Hansen’s low-level protests would not upset the bill’s passage. Hansen’s amendments would only gum up the legislative gears in the last crucial days of the legislative session, and the resort and casino industry had agreed to the only amendment that mattered.

Still, Ernaut — the chief lobbyist tasked with keeping the coalition together — couldn’t afford to let anything threaten the deal.

In those final hours, Ernaut was seen in several heated hallway conversations with Hansen.

“Suddenly, I’m in the vortex of incredible political pressure,” Hansen said.

Sandoval’s office, worried about how a lack of Republican support would be viewed, spent the last few days trying to persuade other Assembly Republicans to vote for the bill.

In the end, 10 of 15 Assembly Republicans voted against it June 3, the last day of the legislative session.

The governor signed the bill this month, sparking cheers from the environmental community and NV Energy shareholders.

The compromise had worked. NV Energy had shot high and left with a bill making it financially beneficial for it to exit coal.
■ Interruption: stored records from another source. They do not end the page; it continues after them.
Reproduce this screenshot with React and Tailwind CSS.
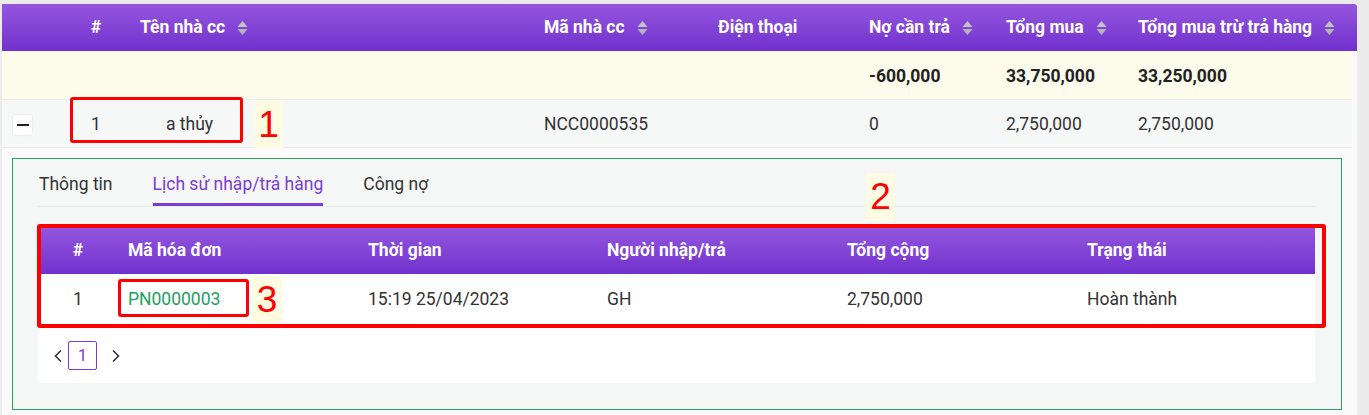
import React from 'react';

function SortIcon() {
  return (
    <svg width="11" height="16" viewBox="0 0 11 16" className="ml-[12px] shrink-0">
      <path d="M0.5 7 L5.5 1 L10.5 7 Z" fill="#c2c2c2" />
      <path d="M0.5 9 L5.5 15 L10.5 9 Z" fill="#b5b5b5" />
    </svg>
  );
}

function Chevron({ dir }) {
  return (
    <svg width="10" height="14" viewBox="0 0 10 14" fill="none" stroke="#333" strokeWidth="1.6">
      {dir === 'left' ? <path d="M8 1.5 L2.5 7 L8 12.5" /> : <path d="M2 1.5 L7.5 7 L2 12.5" />}
    </svg>
  );
}

const mainCols = 'grid grid-cols-[60px_68px_404px_174px_151px_137px_132px_1fr]';
const subCols = 'grid grid-cols-[80px_240px_239px_240px_240px_1fr]';

export default function App() {
  return (
    <div className="relative min-h-screen w-[1369px] bg-[#ebebeb] pt-[4px] pl-[2px] font-[Roboto,sans-serif] text-[17.5px] text-[#333]">
      <div className="w-[1355px] bg-[#fafafa] overflow-hidden">
        {/* table header */}
        <div className={`${mainCols} h-[47px] items-center bg-gradient-to-b from-[#9455de] to-[#7230ce] text-white font-bold rounded-tr-[3px]`}>
          <div />
          <div className="text-center">#</div>
          <div className="flex items-center pl-[10px]">Tên nhà cc<SortIcon /></div>
          <div className="flex items-center pl-[10px]">Mã nhà cc<SortIcon /></div>
          <div className="pl-[10px]">Điện thoại</div>
          <div className="flex items-center pl-[10px]">Nợ cần trả<SortIcon /></div>
          <div className="flex items-center pl-[10px]">Tổng mua<SortIcon /></div>
          <div className="flex items-center pl-[10px]">Tổng mua trừ trả hàng<SortIcon /></div>
        </div>

        {/* totals */}
        <div className={`${mainCols} w-[1350px] h-[49px] items-center pt-[2px] bg-[#fdfbec] font-bold text-[#222] border-b border-[#ececec]`}>
          <div />
          <div />
          <div />
          <div />
          <div />
          <div className="pl-[10px]">-600,000</div>
          <div className="pl-[10px]">33,750,000</div>
          <div className="pl-[10px]">33,250,000</div>
        </div>

        {/* data row */}
        <div className={`${mainCols} w-[1350px] h-[48px] items-center pt-[2px] bg-[#f6f7f7] border-b border-[#ececec]`}>
          <div className="pl-[11px]">
            <div className="flex h-[20px] w-[19px] items-center justify-center rounded-[2px] bg-white shadow-[0_0_2px_rgba(0,0,0,0.15)]">
              <div className="h-[2px] w-[12px] bg-[#222]" />
            </div>
          </div>
          <div className="text-center">1</div>
          <div className="pl-[36px]">a thủy</div>
          <div className="pl-[10px]">NCC0000535</div>
          <div />
          <div className="pl-[10px]">0</div>
          <div className="pl-[10px]">2,750,000</div>
          <div className="pl-[10px]">2,750,000</div>
        </div>

        {/* expanded */}
        <div className="px-[10px] pt-[10px] pb-[6px]">
          <div className="w-[1330px] border border-[#2aa35c] bg-[#f5f7f6] px-[25px] pb-[26px]">
            <div className="flex gap-[40px] border-b border-[#e9eaea] pl-[1px] pt-[14px]">
              <div className="pb-[11px] leading-[22px]">Thông tin</div>
              <div className="border-b-[3px] border-[#7a3dd3] pb-[8px] leading-[22px] text-[#7a3dd3]">Lịch sử nhập/trả hàng</div>
              <div className="pb-[11px] leading-[22px]">Công nợ</div>
            </div>

            <div className="mt-[20px] w-[1277px] bg-white">
              <div className={`${subCols} h-[47px] items-center bg-gradient-to-b from-[#9455de] to-[#7230ce] text-white font-bold`}>
                <div className="text-center">#</div>
                <div className="pl-[10px]">Mã hóa đơn</div>
                <div className="pl-[10px]">Thời gian</div>
                <div className="pl-[10px]">Người nhập/trả</div>
                <div className="pl-[10px]">Tổng cộng</div>
                <div className="pl-[10px]">Trạng thái</div>
              </div>
              <div className={`${subCols} h-[48px] items-center pt-[3px]`}>
                <div className="text-center">1</div>
                <div className="pl-[10px] text-[#22a05f]">PN0000003</div>
                <div className="pl-[10px]">15:19 25/04/2023</div>
                <div className="pl-[10px]">GH</div>
                <div className="pl-[10px]">2,750,000</div>
                <div className="pl-[10px]">Hoàn thành</div>
              </div>
              <div className="flex items-center pl-[10px] pt-[19px] pb-[13px]">
                <span className="flex w-[20px] justify-center"><Chevron dir="left" /></span>
                <span className="flex h-[29px] w-[29px] items-center justify-center rounded-[2px] border border-[#7a3dd3] text-[16px] text-[#7a3dd3]">1</span>
                <span className="ml-[9px] flex w-[20px] justify-center"><Chevron dir="right" /></span>
              </div>
            </div>
          </div>
        </div>
      </div>

      {/* annotations */}
      <div className="absolute left-[70px] top-[97px] h-[46px] w-[173px] rounded-[3px] border-[3px] border-[#ff0000]" />
      <div className="absolute left-[254px] top-[101px] flex h-[47px] w-[29px] items-center justify-center bg-[#fdfbe2] font-[Liberation_Sans,sans-serif] text-[37px] text-[#ff0000]">1</div>
      <div className="absolute left-[866px] top-[173px] flex h-[48px] w-[29px] items-center justify-center bg-[#fdfbe2] font-[Liberation_Sans,sans-serif] text-[37px] text-[#ff0000]">2</div>
      <div className="absolute left-[37px] top-[224px] h-[104px] w-[1289px] rounded-[3px] border-[4px] border-[#ff0000]" />
      <div className="absolute left-[118px] top-[279px] h-[38px] w-[131px] rounded-[3px] border-[3px] border-[#ff0000]" />
      <div className="absolute left-[252px] top-[276px] flex h-[47px] w-[30px] items-center justify-center bg-[#fdfbe2] font-[Liberation_Sans,sans-serif] text-[37px] text-[#ff0000]">3</div>
    </div>
  );
}
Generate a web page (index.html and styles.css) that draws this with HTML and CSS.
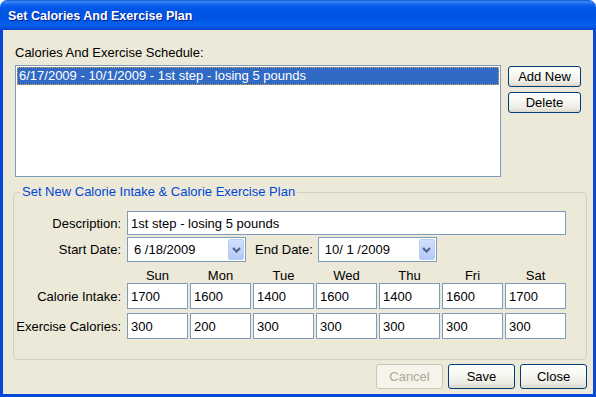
FILE: index.html
```html
<!DOCTYPE html>
<html>
<head>
<meta charset="utf-8">
<link rel="stylesheet" href="styles.css">
</head>
<body>
<div class="window">
  <div class="titlebar"><span class="title">Set Calories And Exercise Plan</span></div>
  <div class="client">
    <div class="schedule">
      <div class="label-top">Calories And Exercise Schedule:</div>
      <div class="schedule-row">
        <div class="listbox">
          <div class="item selected">6/17/2009 - 10/1/2009 - 1st step - losing 5 pounds</div>
        </div>
        <div class="side-buttons">
          <div class="btn side">Add New</div>
          <div class="btn side">Delete</div>
        </div>
      </div>
    </div>
    <fieldset class="group">
      <legend>Set New Calorie Intake &amp; Calorie Exercise Plan</legend>
      <div class="group-body">
        <div class="form-row">
          <span class="lbl">Description:</span>
          <div class="textbox desc">1st step - losing 5 pounds</div>
        </div>
        <div class="form-row dates">
          <span class="lbl">Start Date:</span>
          <div class="combo"><span class="combo-text">6 /18/2009</span><span class="drop"><svg width="9" height="6" viewBox="0 0 9 6"><path d="M1 1 L4.5 4.5 L8 1" fill="none" stroke="#4D6185" stroke-width="2"/></svg></span></div>
          <span class="lbl-inline">End Date:</span>
          <div class="combo"><span class="combo-text">10/ 1 /2009</span><span class="drop"><svg width="9" height="6" viewBox="0 0 9 6"><path d="M1 1 L4.5 4.5 L8 1" fill="none" stroke="#4D6185" stroke-width="2"/></svg></span></div>
        </div>
        <div class="form-row headers">
          <span class="lbl"></span>
          <div class="days">
            <span class="day">Sun</span><span class="day">Mon</span><span class="day">Tue</span><span class="day">Wed</span><span class="day">Thu</span><span class="day">Fri</span><span class="day">Sat</span>
          </div>
        </div>
        <div class="form-row">
          <span class="lbl">Calorie Intake:</span>
          <div class="days">
            <div class="textbox cell">1700</div><div class="textbox cell">1600</div><div class="textbox cell">1400</div><div class="textbox cell">1600</div><div class="textbox cell">1400</div><div class="textbox cell">1600</div><div class="textbox cell">1700</div>
          </div>
        </div>
        <div class="form-row second">
          <span class="lbl wide">Exercise Calories:</span>
          <div class="days">
            <div class="textbox cell">300</div><div class="textbox cell">200</div><div class="textbox cell">300</div><div class="textbox cell">300</div><div class="textbox cell">300</div><div class="textbox cell">300</div><div class="textbox cell">300</div>
          </div>
        </div>
      </div>
    </fieldset>
    <div class="footer">
      <div class="btn foot disabled">Cancel</div>
      <div class="btn foot">Save</div>
      <div class="btn foot">Close</div>
    </div>
  </div>
</div>
</body>
</html>
```
FILE: styles.css
```css
* { box-sizing: border-box; }
body {
  margin: 0;
  background: #ffffff;
  font-family: "Liberation Sans", Arial, sans-serif;
  font-size: 13px;
  color: #000;
}
.window {
  width: 596px;
  height: 397px;
  display: flex;
  flex-direction: column;
}
.titlebar {
  height: 30px;
  flex-shrink: 0;
  border-radius: 7px 7px 0 0;
  background: linear-gradient(to bottom, #0B5AD9 0px, #3F8CF3 2px, #1467F0 4px, #0058E8 8px, #0054E3 14px, #0056E6 20px, #0860EC 25px, #0552E0 28px, #0A3FC8 30px);
  padding: 2px 0 0 8px;
  display: flex;
  align-items: center;
}
.title {
  color: #fff;
  font-weight: bold;
  font-size: 12.5px;
  line-height: 15px;
  text-shadow: 1px 1px 0 #0A1E8A;
}
.client {
  flex: 1;
  background: #ECE9D8;
  border: 3px solid #0846DC;
  border-top: none;
  padding: 0 6px 0 10px;
  display: flex;
  flex-direction: column;
}
.schedule {
  padding-left: 2px;
  margin-top: 15px;
}
.label-top {
  height: 15px;
  line-height: 15px;
}
.schedule-row {
  display: flex;
  margin-top: 5px;
}
.listbox {
  width: 486px;
  height: 112px;
  background: #fff;
  border: 1px solid #7F9DB9;
  padding: 1px;
}
.item {
  height: 18px;
  line-height: 16px;
  padding-left: 1px;
  white-space: nowrap;
}
.item.selected {
  background: #316AC5;
  color: #fff;
  border: 1px dotted #D9A54A;
}
.side-buttons {
  margin-left: 7px;
  margin-top: 1px;
  display: flex;
  flex-direction: column;
  gap: 5px;
}
.btn {
  border: 1px solid #003C74;
  border-radius: 3px;
  background: linear-gradient(to bottom, #FFFFFF 0%, #F7F7F3 40%, #EEEDE6 75%, #DCD8CD 100%);
  display: flex;
  align-items: center;
  justify-content: center;
  color: #000;
}
.btn.side {
  width: 73px;
  height: 21px;
}
.group {
  margin: 8px 0 0 0;
  padding: 0;
  border: 1px solid #D0D0BF;
  border-radius: 4px;
  min-width: 0;
}
.group legend {
  color: #0046D5;
  margin-left: 6px;
  padding: 0 2px;
  height: 14px;
  line-height: 14px;
}
.group-body {
  padding: 12px 0 20px 0;
}
.form-row {
  display: flex;
  align-items: center;
}
.lbl {
  width: 107px;
  margin-right: 6px;
  text-align: right;
  flex-shrink: 0;
  white-space: nowrap;
}
.lbl.wide {
  margin-left: -4px;
  width: 111px;
}
.textbox {
  height: 24px;
  border: 1px solid #7F9DB9;
  background: #fff;
  padding-left: 3px;
  display: flex;
  align-items: center;
  white-space: nowrap;
}
.desc { width: 439px; }
.dates { margin-top: 2px; }
.combo {
  width: 119px;
  height: 25px;
  border: 1px solid #7F9DB9;
  background: #fff;
  display: flex;
  align-items: center;
  padding: 1px 1px 1px 6px;
}
.combo-text { flex: 1; }
.drop {
  width: 16px;
  height: 21px;
  border: 1px solid #B9CDF5;
  border-radius: 2px;
  background: linear-gradient(to bottom, #D2DFFC 0%, #C3D4FB 50%, #B4C8F8 100%);
  display: flex;
  align-items: center;
  justify-content: center;
}
.lbl-inline {
  margin: 0 5px 0 9px;
}
.headers {
  margin-top: 6px;
  height: 15px;
}
.days {
  display: flex;
  gap: 2px;
}
.day {
  width: 61px;
  text-align: center;
  line-height: 15px;
}
.cell {
  width: 61px;
  height: 26px;
}
.second { margin-top: 4px; }
.footer {
  display: flex;
  justify-content: flex-end;
  gap: 5px;
  margin-top: 4px;
}
.btn.foot {
  width: 67px;
  height: 25px;
}
.btn.disabled {
  border-color: #C9C7BA;
  background: #F5F4EA;
  color: #ACA899;
}
```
Everybody involved in the process says ratepayers will see rate increases under the new plan above and beyond increases that would’ve happened had NV Energy stayed in the coal market.

The company’s official estimates say the impact will be negligible, less than 5 percent above forecasted rate increases. The Bureau of Consumer Protection says there’s a chance the rate increases could be much higher, and critics have cited a similar law in Colorado that led to double-digit rate increases.

But, more importantly, everybody who mattered in the process had come to agreement about acceptable rate increases and everything else in the bill.

“That’s what this building is, and people have to understand that our legislative body is a negotiating body,” Atkinson said of the bill as it awaited final passage in the Assembly. “You shoot for the moon, and you compromise.”